Head coach: Yuri Shevtsov

===France===
A 21-player squad was announced on 8 December 2017. It was down to 20, after Olivier Nyokas left the team with an injury on 29 December 2017. The final squad was revealed on 8 January 2018. Romain Lagarde and Luka Karabatić replaced Timothey N'Guessan and Benjamin Afgour on 20 January 2018. Benjamin Afgour and Luka Karabatić rejoined the squad in favour of Timothey N'Guessan and Dika Mem on 28 January 2018.

Head coach: Didier Dinart/Guillaume Gille

===Norway===
An 18-player squad was announced on 19 December 2017. The final squad was revealed on 11 January 2018. On 16 January 2018, Joakim Hykkerud replaced Espen Lie Hansen in the squad. Two days later, Lie Hansen replaced Hykkerud. Espen Christensen was replaced by Kristian Sæverås on 24 January 2018.

Head coach: Christian Berge

==Group C==
===Germany===
A 20-player squad was announced on 15 December 2017. The final squad was revealed on 7 January 2018. On 17 January 2018, Bastian Roscheck was replaced by Finn Lemke. Rune Dahmke replaced Maximilian Janke three days later. Paul Drux was forced to leave due to an injury with Maximilian Janke replacing him on 22 January 2018.

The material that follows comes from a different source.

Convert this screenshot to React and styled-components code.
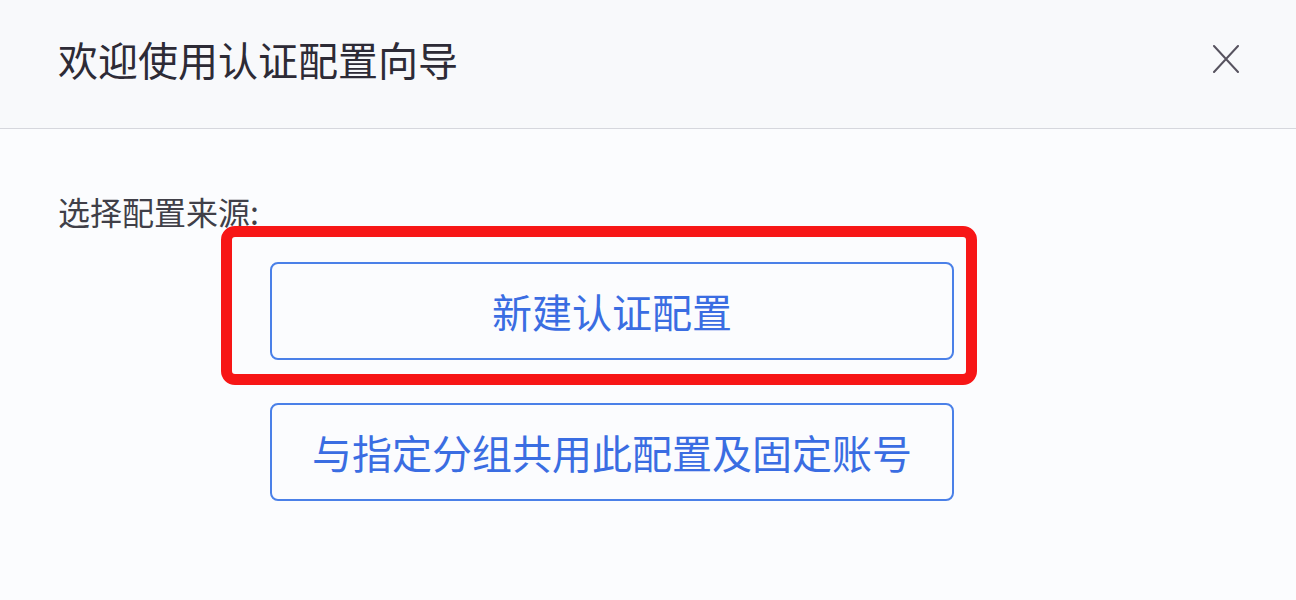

Head coach: Christian Prokop

===North Macedonia===
A 21-player squad was announced on 14 December 2017. It was reduced to 19 on 10 January 2018. Filip Lazarov was injured on 17 January 2018 and replaced by Velko Markoski. Nikola Markoski was replaced after Filip Lazarov rejoined the squad four days later. Goce Ojleski replaced Kiril Lazarov on 24 January 2018.

Head coach: Raúl González

===Montenegro===
A 20-player squad was announced on 22 December 2017. Mile Mijušković was replaced by Nebojša Simić on 15 January 2018. Mirko Radović replaced Žarko Pejović two days later.

Head coach: Dragan Đukić

===Slovenia===
A 21-player squad was announced on 14 December 2017. Nik Henigman was replaced by Gregor Potočnik on 15 January 2018. Patrik Leban and Urh Kastelic replaced Jan Grebenc and Urban Lesjak seven days later.

Head coach: Veselin Vujović

==Group D==
===Czech Republic===
An 18-player squad was announced on 29 December 2017. The final squad was revealed on 11 January 2018. Peter Šlachta replaced Štěpán Zeman on 21 January 2018. Zeman rejoined the squad three days later to replace Michal Kasal.

Head coach: Jan Filip/Daniel Kubeš

===Denmark===
The squad was announced on 15 December 2017. Peter Balling replaced Anders Zachariassen on 17 January 2018. Zachariassen rejoined the squad and replaced Niclas Kirkeløkke two days later. Niclas Kirkeløkke and Kevin Møller replaced Rene Toft Hansen and Peter Balling on 28 January 2018.

Head coach: Nikolaj Jacobsen

===Hungary===
An 18-player squad was announced on 30 December 2017. Uroš Vilovski and Iman Jamali were replaced by Dávid Fekete and Ádám Országh on 17 January 2018.

Head coach: Ljubomir Vranjes

===Spain===
A 19-player squad was announced on 14 December 2017. It was reduced to 17 on 30 December 2017. Aitor Ariño replaced Ángel Fernández Pérez on 15 January 2018. Two days later, Julen Aguinagalde was replaced by Iosu Goñi Leoz. On 21 January 2018, Julen Aguinagalde rejoined the squad instead of Iosu Goñi Leoz. Iosu Goñi Leoz rejoined the squad on 24 January 2018, replacing Daniel Dujshebaev. Gonzalo Pérez de Vargas was replaced by Arpad Šterbik two days later.